Para a sexóloga Laura Muller, autora do livro
“Educação sexual em 8 lições” e colunista do GLOBO, o problema é a
exposição cedo demais.
- Para crianças, esse tipo de material é
totalmente não recomendado. Já a partir da adolescência, entre 15 e 17
anos, é difícil barrar o acesso. Mas pais e escola podem estar atentos,
de modo a passar a noção de limite e o conceito de que existem mil
maneiras de viver o sexo, sendo que a melhor é a prática saudável e
afetiva. Mais tarde, na vida adulta, o jovem escolherá à vontade.
A
estudante Miyuki Tachibana, 26 anos, é atriz e alt-model (modelo
alternativa) do site www.xplastic.com.br. Bissexual, ela tenta eliminar
os preconceitos sobre o trabalho sensual:
- Já aproveitei (filmes
pornô) para aprender truques novos, como fazer um bom sexo oral. Tudo
bem consumir pornografia, mas sem deixar as relações pessoais de lado.
Sexo realmente bom é com carinho, vontade e respeito.
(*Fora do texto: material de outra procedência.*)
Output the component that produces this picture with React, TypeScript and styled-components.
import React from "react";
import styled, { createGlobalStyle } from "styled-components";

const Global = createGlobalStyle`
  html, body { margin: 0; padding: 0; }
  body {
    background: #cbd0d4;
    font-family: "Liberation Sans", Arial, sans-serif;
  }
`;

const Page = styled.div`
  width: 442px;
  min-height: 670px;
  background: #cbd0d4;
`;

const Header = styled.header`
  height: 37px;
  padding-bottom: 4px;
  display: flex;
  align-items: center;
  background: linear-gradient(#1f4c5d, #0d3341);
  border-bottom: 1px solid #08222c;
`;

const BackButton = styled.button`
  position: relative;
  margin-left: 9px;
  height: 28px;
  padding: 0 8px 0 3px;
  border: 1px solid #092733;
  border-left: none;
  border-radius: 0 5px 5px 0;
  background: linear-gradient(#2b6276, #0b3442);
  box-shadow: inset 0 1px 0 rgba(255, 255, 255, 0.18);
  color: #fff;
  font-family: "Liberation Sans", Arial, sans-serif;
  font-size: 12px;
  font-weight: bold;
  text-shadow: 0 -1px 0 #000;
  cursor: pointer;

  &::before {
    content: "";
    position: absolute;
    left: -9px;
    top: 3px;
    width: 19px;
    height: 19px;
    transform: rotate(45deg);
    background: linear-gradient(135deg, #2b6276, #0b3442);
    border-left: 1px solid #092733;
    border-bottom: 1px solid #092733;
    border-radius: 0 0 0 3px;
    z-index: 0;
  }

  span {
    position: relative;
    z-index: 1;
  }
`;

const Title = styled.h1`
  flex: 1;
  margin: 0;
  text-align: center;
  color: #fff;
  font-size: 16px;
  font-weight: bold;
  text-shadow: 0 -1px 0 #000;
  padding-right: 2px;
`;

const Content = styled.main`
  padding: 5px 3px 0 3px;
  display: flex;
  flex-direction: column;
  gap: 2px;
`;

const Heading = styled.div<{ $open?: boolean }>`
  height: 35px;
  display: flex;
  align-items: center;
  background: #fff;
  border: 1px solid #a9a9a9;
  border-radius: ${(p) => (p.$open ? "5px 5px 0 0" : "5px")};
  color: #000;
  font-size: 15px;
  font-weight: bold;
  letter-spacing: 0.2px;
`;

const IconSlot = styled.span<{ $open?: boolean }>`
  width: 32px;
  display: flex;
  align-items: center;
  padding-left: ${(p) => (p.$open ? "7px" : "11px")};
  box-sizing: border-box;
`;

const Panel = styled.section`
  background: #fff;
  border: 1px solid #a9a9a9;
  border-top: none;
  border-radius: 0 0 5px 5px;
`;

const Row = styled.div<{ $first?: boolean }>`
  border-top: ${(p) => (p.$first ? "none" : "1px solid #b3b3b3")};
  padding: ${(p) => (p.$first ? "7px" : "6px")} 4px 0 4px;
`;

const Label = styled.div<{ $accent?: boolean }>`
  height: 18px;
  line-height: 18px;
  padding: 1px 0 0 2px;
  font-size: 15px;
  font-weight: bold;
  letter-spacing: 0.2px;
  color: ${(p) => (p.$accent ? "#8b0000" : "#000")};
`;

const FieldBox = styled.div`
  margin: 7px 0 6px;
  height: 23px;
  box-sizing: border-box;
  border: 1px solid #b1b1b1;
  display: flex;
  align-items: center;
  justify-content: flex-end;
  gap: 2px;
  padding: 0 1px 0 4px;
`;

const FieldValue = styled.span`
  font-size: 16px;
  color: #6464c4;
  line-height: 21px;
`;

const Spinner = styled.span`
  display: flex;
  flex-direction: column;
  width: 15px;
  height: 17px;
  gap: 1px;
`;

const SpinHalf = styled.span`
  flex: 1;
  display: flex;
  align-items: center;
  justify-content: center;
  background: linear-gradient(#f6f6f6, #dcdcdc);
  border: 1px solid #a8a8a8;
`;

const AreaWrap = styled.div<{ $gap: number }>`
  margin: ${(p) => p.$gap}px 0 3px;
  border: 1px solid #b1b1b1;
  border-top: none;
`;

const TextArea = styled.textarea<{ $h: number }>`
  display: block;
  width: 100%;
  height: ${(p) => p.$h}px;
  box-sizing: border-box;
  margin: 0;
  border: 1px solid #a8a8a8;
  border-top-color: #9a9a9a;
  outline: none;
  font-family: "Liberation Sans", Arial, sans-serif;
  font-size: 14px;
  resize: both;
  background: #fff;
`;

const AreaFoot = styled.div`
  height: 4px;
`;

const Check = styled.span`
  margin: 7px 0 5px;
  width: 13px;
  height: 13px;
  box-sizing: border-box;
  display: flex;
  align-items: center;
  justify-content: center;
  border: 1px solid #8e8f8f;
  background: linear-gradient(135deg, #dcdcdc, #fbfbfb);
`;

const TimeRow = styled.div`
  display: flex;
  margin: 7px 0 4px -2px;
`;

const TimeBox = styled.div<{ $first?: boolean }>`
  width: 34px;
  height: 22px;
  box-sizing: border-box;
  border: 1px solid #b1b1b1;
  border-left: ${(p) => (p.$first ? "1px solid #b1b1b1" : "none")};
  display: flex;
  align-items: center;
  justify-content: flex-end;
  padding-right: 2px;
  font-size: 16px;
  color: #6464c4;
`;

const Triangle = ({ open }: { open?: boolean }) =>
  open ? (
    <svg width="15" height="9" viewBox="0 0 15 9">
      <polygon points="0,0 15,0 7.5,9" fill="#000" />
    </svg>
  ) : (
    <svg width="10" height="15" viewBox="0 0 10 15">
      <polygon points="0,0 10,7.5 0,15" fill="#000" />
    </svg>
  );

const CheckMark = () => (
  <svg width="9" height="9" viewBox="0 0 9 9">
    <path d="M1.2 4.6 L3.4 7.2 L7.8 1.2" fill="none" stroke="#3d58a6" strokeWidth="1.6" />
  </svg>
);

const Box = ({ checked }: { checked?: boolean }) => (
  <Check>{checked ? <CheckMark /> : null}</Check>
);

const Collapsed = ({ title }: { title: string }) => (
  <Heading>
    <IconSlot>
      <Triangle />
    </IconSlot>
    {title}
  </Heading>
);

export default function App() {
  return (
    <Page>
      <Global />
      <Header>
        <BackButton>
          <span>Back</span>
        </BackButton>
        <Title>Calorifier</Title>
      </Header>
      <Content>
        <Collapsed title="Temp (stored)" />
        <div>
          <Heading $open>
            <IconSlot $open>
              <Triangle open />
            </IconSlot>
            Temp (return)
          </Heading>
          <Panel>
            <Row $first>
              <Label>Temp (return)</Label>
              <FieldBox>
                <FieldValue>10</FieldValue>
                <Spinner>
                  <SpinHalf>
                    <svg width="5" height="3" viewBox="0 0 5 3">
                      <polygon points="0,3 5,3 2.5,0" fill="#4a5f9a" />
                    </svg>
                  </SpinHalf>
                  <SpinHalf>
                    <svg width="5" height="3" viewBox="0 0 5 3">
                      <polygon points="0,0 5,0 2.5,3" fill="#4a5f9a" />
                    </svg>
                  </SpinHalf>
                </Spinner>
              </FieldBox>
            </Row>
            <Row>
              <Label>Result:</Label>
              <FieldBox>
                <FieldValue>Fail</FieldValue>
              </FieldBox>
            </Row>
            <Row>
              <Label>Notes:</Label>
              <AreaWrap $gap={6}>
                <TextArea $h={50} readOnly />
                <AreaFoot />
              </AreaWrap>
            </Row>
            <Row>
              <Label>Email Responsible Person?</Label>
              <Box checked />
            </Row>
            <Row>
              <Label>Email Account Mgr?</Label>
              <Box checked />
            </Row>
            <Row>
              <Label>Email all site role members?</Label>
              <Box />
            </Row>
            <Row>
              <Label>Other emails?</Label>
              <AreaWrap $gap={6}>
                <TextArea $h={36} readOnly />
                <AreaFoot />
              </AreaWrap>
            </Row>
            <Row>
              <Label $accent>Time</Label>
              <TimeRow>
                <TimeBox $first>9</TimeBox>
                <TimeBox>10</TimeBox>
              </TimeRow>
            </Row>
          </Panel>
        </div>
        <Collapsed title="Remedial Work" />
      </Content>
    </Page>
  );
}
‘Ninguém me leva ao orgasmo’
X., 23 anos - A jovem escreveu anonimamente para o site makelovenotporn.tv, de Cindy Gallop
A
partir dos 13 anos, quando comecei a usar computador, virei uma ávida
consumidora de pornografia em vídeo. Lentamente subi na escala,
assistindo a perversões mais doentias, até chegar ao que poderia definir
como meu limite final. Nunca tive uma relação sexual funcional. Nem
creio que um dia terei. Ninguém me leva ao orgasmo. Só chego ao clímax
sozinha e me envergonho das minhas fantasias. Pré-adolescentes precisam
de educação sexual de verdade, para não virar capachos ou vítimas
inconscientes dos caprichos alheios.